К сожалению, однако, произошло как раз обратное. Государь оставался вдали от Царского Села не слишком продолжительные сроки, а тем временем сторонники Распутина приобретали все большее влияние. Генерал же Алексеев связал себя заговорами с врагами существовавшего строя, которые скрывались под видом представителей Земгора, Красного Креста и военно-промышленных комитетов. Восторги первых месяцев войны русской интеллигенции сменились обычной ненавистью к монархическому строю. Это произошло одновременно с нашим поражением 1915 года. Общественные деятели регулярно посещали фронт, якобы для его объезда и выяснения нужд армии. На самом же деле это происходило с целью войти в связь с командующими армиями. Члены Думы, обещавшие в начале войны поддерживать правительство, теперь трудились не покладая рук над разложением армии. Они уверяли, что настроены оппозиционно из-за «германских симпатий» молодой Императрицы, и их речи в Думе, не пропущенные военной цензурой для напечатания в газетах, раздавались солдатам и офицерам в окопах в размноженном на ротаторе виде. Из всех обвинений, которые высказывались по адресу Императрицы, ее обвинения в германофильстве вызывали во мне наиболее сильный протест. Я знал все ее ошибки и заблуждения и ненавидел Распутина. Я очень бы хотел, чтобы Государыня не брала за чистую монету того образа русского мужика, который ей был нарисован ее приближенными, но я утверждаю самым категорическим образом, что она в смысле пламенной любви к России стояла неизмеримо выше всех ее современников.

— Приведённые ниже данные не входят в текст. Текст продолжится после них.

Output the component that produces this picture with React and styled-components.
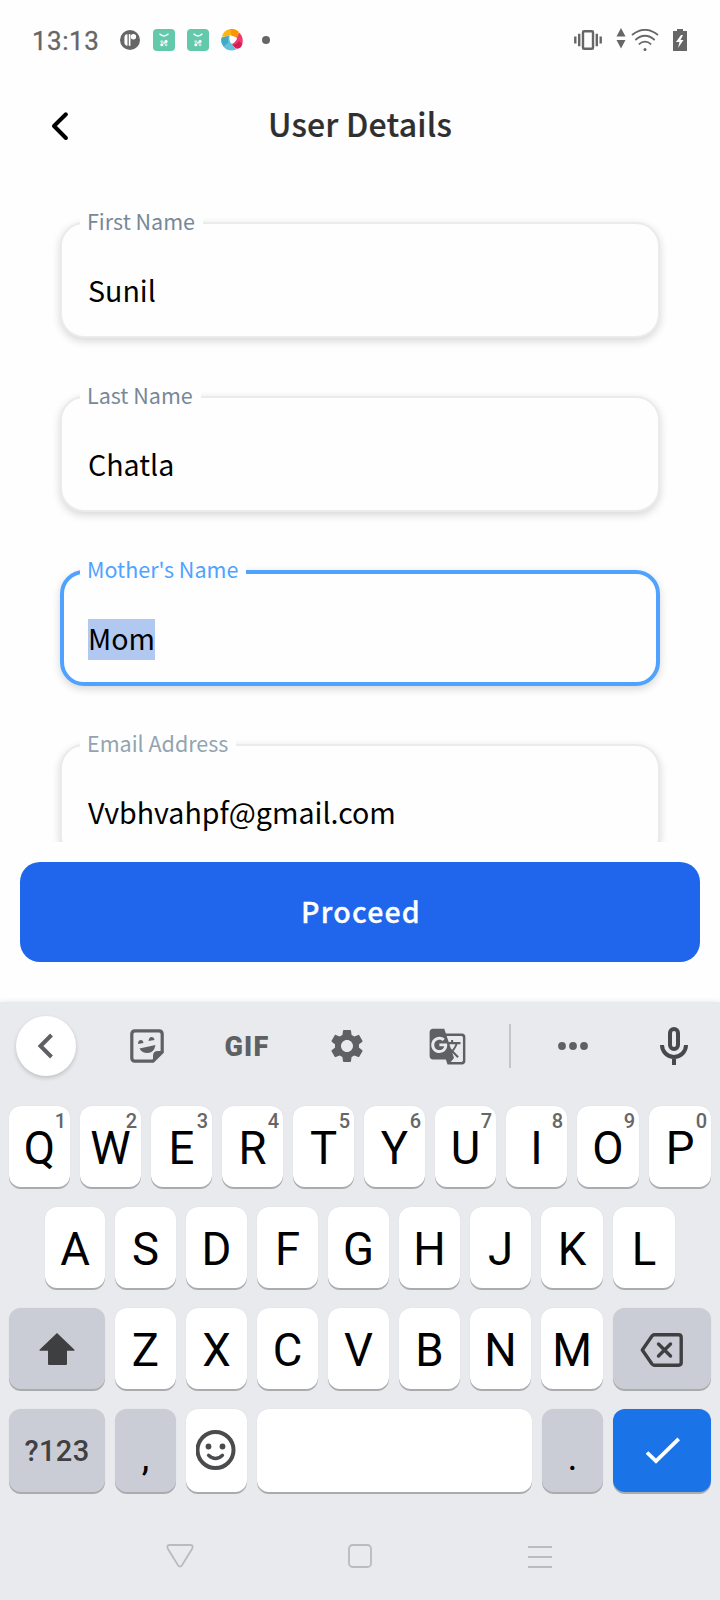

Воспитанная своим отцом герцогом Гессен-Дармштадским в ненависти к Вильгельму II, Александра Федоровна, после России, более всего восхищалась Англией. Для меня, для моих родных и для тех, кто часто встречался с Императрицей, один намек на ее немецкие симпатии казался смешным и чудовищным. Наши попытки найти источники этих нелепых обвинений приводили нас к Государственной Думе. Когда же думских распространителей этих клевет пробовали пристыдить, они валили все на Распутина: «Если Императрица такая убежденная патриотка, как может она терпеть присутствие этого пьяного мужика, которого можно открыто видеть в обществе немецких шпионов и германофилов?» Этот аргумент был неотразим, и мы ломали себе голову над тем, как убедить Царя отдать распоряжение о высылке Распутина из столицы.